Sur les intrants aussi, une PME qui produit du jus peut importer de la matière première à meilleur prix grâce à la Zlecaf et donc gagner en compétitivité.
Ce n’est pas une question de taille mais dès que le marché devient plus large et plus accessible, il va attirer plus de monde et créer de la valeur.
En plus, les grandes entreprises vont produire de l’effet volume qui va réduire les coûts de logistiques dont vont bénéficier les petites entreprises quelle que soit leur taille.
Toute est question de vision, de volonté, d’organisation et de déploiement structuré
A contrario, la Zlefac offre-t-elle les mêmes opportunités aux pays signataires et à des degrés d’industrialisation différenciés ?
Difficile d’avoir une égalité dans un accord de cette nature parce que les différents pays ont des situations différentes, mais ce qui est certain c’est que pour que la ZLECAF soit opérationnelle, il faut qu’il y ait des produits échangés.
Donc les pays qui ont le plus de produits à vendre seront les premiers à bénéficier de cette dynamique notamment les pays les plus industrialisés.

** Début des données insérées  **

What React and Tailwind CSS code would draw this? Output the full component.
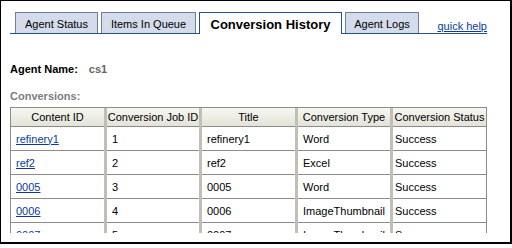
import React from "react";

const rows = [
    ["refinery1", "1", "refinery1", "Word", "Success"],
    ["ref2", "2", "ref2", "Excel", "Success"],
    ["0005", "3", "0005", "Word", "Success"],
    ["0006", "4", "0006", "ImageThumbnail", "Success"],
    ["0007", "5", "0007", "ImageThumbnail", "Success"],
];

const headers = ["Content ID", "Conversion Job ID", "Title", "Conversion Type", "Conversion Status"];

const App = () => {
    return (
        <div className="w-[512px] h-[244px] bg-white border-l border-t border-r-2 border-b-2 border-black overflow-hidden text-[11px] text-black font-['Liberation_Sans',Arial,sans-serif]">
            {/* Tabs */}
            <div className="mt-[11px] ml-[9px] w-[477px] h-[22px] flex items-end gap-[3px] pl-[5px] border-b border-[#21508f]">
                <div className="w-[83px] h-[21px] border border-b-0 border-[#6e7f9c] bg-[#d4dbea] pt-[4px] leading-[14px] text-center">Agent Status</div>
                <div className="w-[95px] h-[21px] border border-b-0 border-[#6e7f9c] bg-[#d4dbea] pt-[4px] leading-[14px] text-center">Items In Queue</div>
                <div className="w-[143px] h-[22px] -mb-px border border-b-0 border-[#21508f] bg-white pt-[4px] leading-[16px] text-[13px] font-bold text-center">Conversion History</div>
                <div className="w-[74px] h-[21px] border border-b-0 border-[#6e7f9c] bg-[#d4dbea] pt-[4px] leading-[14px] text-center">Agent Logs</div>
                <a href="#" className="ml-auto leading-[14px] text-[#0a3a9e] underline">quick help</a>
            </div>

            {/* Agent name */}
            <div className="mt-[28px] ml-[9px] leading-[14px] font-bold">
                Agent Name:<span className="ml-[11px] text-[#666666]">cs1</span>
            </div>

            {/* Conversions */}
            <div className="mt-[13px] ml-[9px] leading-[14px] font-bold text-[#7d7d7d]">Conversions:</div>

            <div className="mt-[4px] ml-[9px] w-[477px] h-[126px] overflow-hidden border-t border-[#8c8c8c]">
                <div className="grid grid-cols-[93px_92px_93px_92px_93px] gap-x-[3px] bg-[#bfbfb7] border-x border-[#8c8c8c]">
                    {headers.map((h) => (
                        <div key={h} className="h-[19px] border-b border-[#8c8c8c] bg-gradient-to-b from-[#f7f7f2] to-[#e4e3d8] flex items-center justify-center leading-[14px] whitespace-nowrap">
                            {h}
                        </div>
                    ))}
                    {rows.map((r) =>
                        r.map((c, i) => (
                            <div
                                key={r[0] + i}
                                className={`h-[24px] border-b border-[#8c8c8c] bg-white flex items-center leading-[14px] whitespace-nowrap ${i === 4 ? "pl-[2px]" : "pl-[5px]"}`}
                            >
                                {i === 0 ? (
                                    <a href="#" className="text-[#0a3a9e] underline">{c}</a>
                                ) : (
                                    c
                                )}
                            </div>
                        ))
                    )}
                </div>
            </div>
        </div>
    );
};

export default App;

Mais progressivement les pays les moins industrialisés trouveront un potentiel important à transformer leurs produits et à créer une industrie car ils ont en face un marché large. Donc on aura progressivement un développement de l’industrialisation dans différents pays du continent, pour atteindre l’objectif de transformation du continent.
En votre qualité du Président de la Commission Afrique au sein de la CGEM, quelles sont les actions à mener par l’organisation patronale pour mieux vulgariser et informer des opportunités qu’offre la Zlecaf ?
Un premier travail a été fait dans le cadre de la concertation menée depuis deux ans en préparation du lancement de la Zlecaf, et un deuxième travail est en préparation en partenariat avec l’Asmex pour faire de la communication et de la formation dans les différentes régions du Maroc.
Mais cela se fera au fur et à mesure que nous avançons progressivement dans l’élaboration d’une offre marocaine. Il faut laisser le temps à la structuration de la démarche et de l’offre Maroc par le ministère du commerce.
Un label de l’offre Maroc en projet ?
Aujourd’hui, dans le cadre de la Zlecaf le « Made in Morocco » et le « Made with Morocco » revêtent une grande importance. De même que le made in Africa, with Africa et by Africa faisant respectivement référence au renforcement de la production en Afrique, à la construction d’une plus grande chaîne de valeur régionale faisant partie de la chaîne mondiale de valeur, et aussi pour dire que toute cette dynamique doit se faire avec des Africains et non pas qu’avec d’autres pays d’autres continents.